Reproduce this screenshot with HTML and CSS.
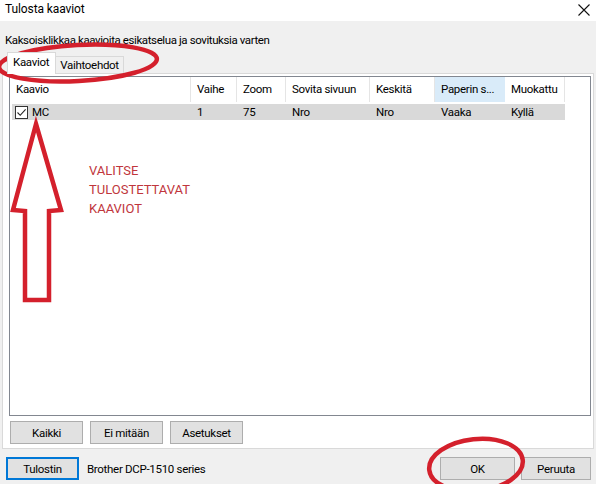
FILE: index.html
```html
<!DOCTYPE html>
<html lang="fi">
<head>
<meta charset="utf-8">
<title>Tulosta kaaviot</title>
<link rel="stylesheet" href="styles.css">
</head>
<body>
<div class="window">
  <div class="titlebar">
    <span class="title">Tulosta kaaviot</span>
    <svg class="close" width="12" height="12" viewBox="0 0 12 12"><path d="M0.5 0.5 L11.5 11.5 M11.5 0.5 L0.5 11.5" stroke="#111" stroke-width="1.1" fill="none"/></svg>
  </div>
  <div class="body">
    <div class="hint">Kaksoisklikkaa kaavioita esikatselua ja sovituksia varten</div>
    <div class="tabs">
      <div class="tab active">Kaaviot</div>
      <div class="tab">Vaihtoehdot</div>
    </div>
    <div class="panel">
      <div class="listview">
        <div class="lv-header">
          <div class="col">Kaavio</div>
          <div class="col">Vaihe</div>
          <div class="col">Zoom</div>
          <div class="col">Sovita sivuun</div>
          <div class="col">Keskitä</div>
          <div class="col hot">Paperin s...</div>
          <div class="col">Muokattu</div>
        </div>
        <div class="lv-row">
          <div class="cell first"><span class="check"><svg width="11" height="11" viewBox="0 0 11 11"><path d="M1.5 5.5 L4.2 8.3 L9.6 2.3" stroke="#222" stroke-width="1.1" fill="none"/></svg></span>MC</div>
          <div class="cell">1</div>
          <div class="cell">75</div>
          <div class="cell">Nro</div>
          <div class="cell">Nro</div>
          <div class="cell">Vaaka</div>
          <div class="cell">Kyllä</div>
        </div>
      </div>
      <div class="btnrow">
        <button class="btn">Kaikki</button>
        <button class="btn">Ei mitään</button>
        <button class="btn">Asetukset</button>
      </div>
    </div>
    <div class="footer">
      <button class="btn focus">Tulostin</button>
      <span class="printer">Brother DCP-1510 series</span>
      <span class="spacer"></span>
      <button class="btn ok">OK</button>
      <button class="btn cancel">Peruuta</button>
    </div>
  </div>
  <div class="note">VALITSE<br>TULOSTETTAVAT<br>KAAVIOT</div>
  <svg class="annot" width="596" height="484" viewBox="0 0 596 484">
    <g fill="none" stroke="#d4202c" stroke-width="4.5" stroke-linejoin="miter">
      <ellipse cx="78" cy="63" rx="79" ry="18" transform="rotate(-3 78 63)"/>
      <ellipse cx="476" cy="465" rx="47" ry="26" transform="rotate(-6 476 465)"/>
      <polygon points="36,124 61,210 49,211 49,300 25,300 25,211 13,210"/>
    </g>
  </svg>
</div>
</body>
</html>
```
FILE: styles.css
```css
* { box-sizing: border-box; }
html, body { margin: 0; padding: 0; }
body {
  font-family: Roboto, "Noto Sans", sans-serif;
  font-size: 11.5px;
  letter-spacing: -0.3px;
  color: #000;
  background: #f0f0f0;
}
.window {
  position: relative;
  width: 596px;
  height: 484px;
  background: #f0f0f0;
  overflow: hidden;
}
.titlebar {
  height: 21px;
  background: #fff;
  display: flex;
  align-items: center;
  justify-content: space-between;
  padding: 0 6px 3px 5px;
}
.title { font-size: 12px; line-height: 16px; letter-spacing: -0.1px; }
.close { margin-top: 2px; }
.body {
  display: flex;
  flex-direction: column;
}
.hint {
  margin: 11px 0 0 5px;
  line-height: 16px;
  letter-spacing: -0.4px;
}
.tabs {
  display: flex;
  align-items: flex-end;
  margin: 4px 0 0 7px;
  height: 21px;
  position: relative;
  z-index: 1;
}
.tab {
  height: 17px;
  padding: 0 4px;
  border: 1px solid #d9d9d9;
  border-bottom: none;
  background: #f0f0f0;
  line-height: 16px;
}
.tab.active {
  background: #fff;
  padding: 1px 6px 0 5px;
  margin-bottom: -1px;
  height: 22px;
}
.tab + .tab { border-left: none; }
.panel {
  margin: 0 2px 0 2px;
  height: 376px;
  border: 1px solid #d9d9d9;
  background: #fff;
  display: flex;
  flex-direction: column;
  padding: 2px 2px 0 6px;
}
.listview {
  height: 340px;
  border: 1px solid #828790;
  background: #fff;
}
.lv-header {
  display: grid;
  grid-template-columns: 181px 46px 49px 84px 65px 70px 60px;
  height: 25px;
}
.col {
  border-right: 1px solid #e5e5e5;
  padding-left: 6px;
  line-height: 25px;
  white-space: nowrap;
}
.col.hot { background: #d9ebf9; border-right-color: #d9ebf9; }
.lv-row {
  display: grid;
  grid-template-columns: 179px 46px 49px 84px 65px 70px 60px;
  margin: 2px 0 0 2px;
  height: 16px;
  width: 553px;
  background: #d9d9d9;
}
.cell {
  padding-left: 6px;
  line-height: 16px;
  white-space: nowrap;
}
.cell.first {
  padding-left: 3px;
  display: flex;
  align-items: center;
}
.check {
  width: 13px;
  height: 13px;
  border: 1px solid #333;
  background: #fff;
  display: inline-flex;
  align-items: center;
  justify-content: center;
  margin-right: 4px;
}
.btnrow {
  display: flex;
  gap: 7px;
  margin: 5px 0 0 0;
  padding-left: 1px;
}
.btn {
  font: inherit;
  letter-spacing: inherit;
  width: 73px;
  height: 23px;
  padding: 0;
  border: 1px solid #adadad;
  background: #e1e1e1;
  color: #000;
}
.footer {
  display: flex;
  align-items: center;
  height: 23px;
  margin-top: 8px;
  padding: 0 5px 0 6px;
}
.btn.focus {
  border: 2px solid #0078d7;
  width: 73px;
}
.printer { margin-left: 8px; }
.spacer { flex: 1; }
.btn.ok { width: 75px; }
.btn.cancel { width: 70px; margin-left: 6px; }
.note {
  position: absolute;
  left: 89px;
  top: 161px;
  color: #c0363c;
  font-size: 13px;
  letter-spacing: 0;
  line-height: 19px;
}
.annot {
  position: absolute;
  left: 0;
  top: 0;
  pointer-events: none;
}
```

* * * * * * * * *

Strip out the pictures and quote the remaining data word for word.

Reproduce this screenshot with HTML and CSS.
FILE: index.html
```html
<!DOCTYPE html>
<html lang="fi">
<head>
<meta charset="utf-8">
<title>Tulosta kaaviot</title>
<link rel="stylesheet" href="styles.css">
</head>
<body>
<div class="window">
  <div class="titlebar">
    <span class="title">Tulosta kaaviot</span>
    <svg class="close" width="12" height="12" viewBox="0 0 12 12"><path d="M0.5 0.5 L11.5 11.5 M11.5 0.5 L0.5 11.5" stroke="#111" stroke-width="1.1" fill="none"/></svg>
  </div>
  <div class="body">
    <div class="hint">Kaksoisklikkaa kaavioita esikatselua ja sovituksia varten</div>
    <div class="tabs">
      <div class="tab active">Kaaviot</div>
      <div class="tab">Vaihtoehdot</div>
    </div>
    <div class="panel">
      <div class="listview">
        <div class="lv-header">
          <div class="col">Kaavio</div>
          <div class="col">Vaihe</div>
          <div class="col">Zoom</div>
          <div class="col">Sovita sivuun</div>
          <div class="col">Keskitä</div>
          <div class="col hot">Paperin s...</div>
          <div class="col">Muokattu</div>
        </div>
        <div class="lv-row">
          <div class="cell first"><span class="check"><svg width="11" height="11" viewBox="0 0 11 11"><path d="M1.5 5.5 L4.2 8.3 L9.6 2.3" stroke="#222" stroke-width="1.1" fill="none"/></svg></span>MC</div>
          <div class="cell">1</div>
          <div class="cell">75</div>
          <div class="cell">Nro</div>
          <div class="cell">Nro</div>
          <div class="cell">Vaaka</div>
          <div class="cell">Kyllä</div>
        </div>
      </div>
      <div class="btnrow">
        <button class="btn">Kaikki</button>
        <button class="btn">Ei mitään</button>
        <button class="btn">Asetukset</button>
      </div>
    </div>
    <div class="footer">
      <button class="btn focus">Tulostin</button>
      <span class="printer">Brother DCP-1510 series</span>
      <span class="spacer"></span>
      <button class="btn ok">OK</button>
      <button class="btn cancel">Peruuta</button>
    </div>
  </div>
  <div class="note">VALITSE<br>TULOSTETTAVAT<br>KAAVIOT</div>
  <svg class="annot" width="596" height="484" viewBox="0 0 596 484">
    <g fill="none" stroke="#d4202c" stroke-width="4.5" stroke-linejoin="miter">
      <ellipse cx="78" cy="63" rx="79" ry="18" transform="rotate(-3 78 63)"/>
      <ellipse cx="476" cy="465" rx="47" ry="26" transform="rotate(-6 476 465)"/>
      <polygon points="36,124 61,210 49,211 49,300 25,300 25,211 13,210"/>
    </g>
  </svg>
</div>
</body>
</html>
```
FILE: styles.css
```css
* { box-sizing: border-box; }
html, body { margin: 0; padding: 0; }
body {
  font-family: Roboto, "Noto Sans", sans-serif;
  font-size: 11.5px;
  letter-spacing: -0.3px;
  color: #000;
  background: #f0f0f0;
}
.window {
  position: relative;
  width: 596px;
  height: 484px;
  background: #f0f0f0;
  overflow: hidden;
}
.titlebar {
  height: 21px;
  background: #fff;
  display: flex;
  align-items: center;
  justify-content: space-between;
  padding: 0 6px 3px 5px;
}
.title { font-size: 12px; line-height: 16px; letter-spacing: -0.1px; }
.close { margin-top: 2px; }
.body {
  display: flex;
  flex-direction: column;
}
.hint {
  margin: 11px 0 0 5px;
  line-height: 16px;
  letter-spacing: -0.4px;
}
.tabs {
  display: flex;
  align-items: flex-end;
  margin: 4px 0 0 7px;
  height: 21px;
  position: relative;
  z-index: 1;
}
.tab {
  height: 17px;
  padding: 0 4px;
  border: 1px solid #d9d9d9;
  border-bottom: none;
  background: #f0f0f0;
  line-height: 16px;
}
.tab.active {
  background: #fff;
  padding: 1px 6px 0 5px;
  margin-bottom: -1px;
  height: 22px;
}
.tab + .tab { border-left: none; }
.panel {
  margin: 0 2px 0 2px;
  height: 376px;
  border: 1px solid #d9d9d9;
  background: #fff;
  display: flex;
  flex-direction: column;
  padding: 2px 2px 0 6px;
}
.listview {
  height: 340px;
  border: 1px solid #828790;
  background: #fff;
}
.lv-header {
  display: grid;
  grid-template-columns: 181px 46px 49px 84px 65px 70px 60px;
  height: 25px;
}
.col {
  border-right: 1px solid #e5e5e5;
  padding-left: 6px;
  line-height: 25px;
  white-space: nowrap;
}
.col.hot { background: #d9ebf9; border-right-color: #d9ebf9; }
.lv-row {
  display: grid;
  grid-template-columns: 179px 46px 49px 84px 65px 70px 60px;
  margin: 2px 0 0 2px;
  height: 16px;
  width: 553px;
  background: #d9d9d9;
}
.cell {
  padding-left: 6px;
  line-height: 16px;
  white-space: nowrap;
}
.cell.first {
  padding-left: 3px;
  display: flex;
  align-items: center;
}
.check {
  width: 13px;
  height: 13px;
  border: 1px solid #333;
  background: #fff;
  display: inline-flex;
  align-items: center;
  justify-content: center;
  margin-right: 4px;
}
.btnrow {
  display: flex;
  gap: 7px;
  margin: 5px 0 0 0;
  padding-left: 1px;
}
.btn {
  font: inherit;
  letter-spacing: inherit;
  width: 73px;
  height: 23px;
  padding: 0;
  border: 1px solid #adadad;
  background: #e1e1e1;
  color: #000;
}
.footer {
  display: flex;
  align-items: center;
  height: 23px;
  margin-top: 8px;
  padding: 0 5px 0 6px;
}
.btn.focus {
  border: 2px solid #0078d7;
  width: 73px;
}
.printer { margin-left: 8px; }
.spacer { flex: 1; }
.btn.ok { width: 75px; }
.btn.cancel { width: 70px; margin-left: 6px; }
.note {
  position: absolute;
  left: 89px;
  top: 161px;
  color: #c0363c;
  font-size: 13px;
  letter-spacing: 0;
  line-height: 19px;
}
.annot {
  position: absolute;
  left: 0;
  top: 0;
  pointer-events: none;
}
```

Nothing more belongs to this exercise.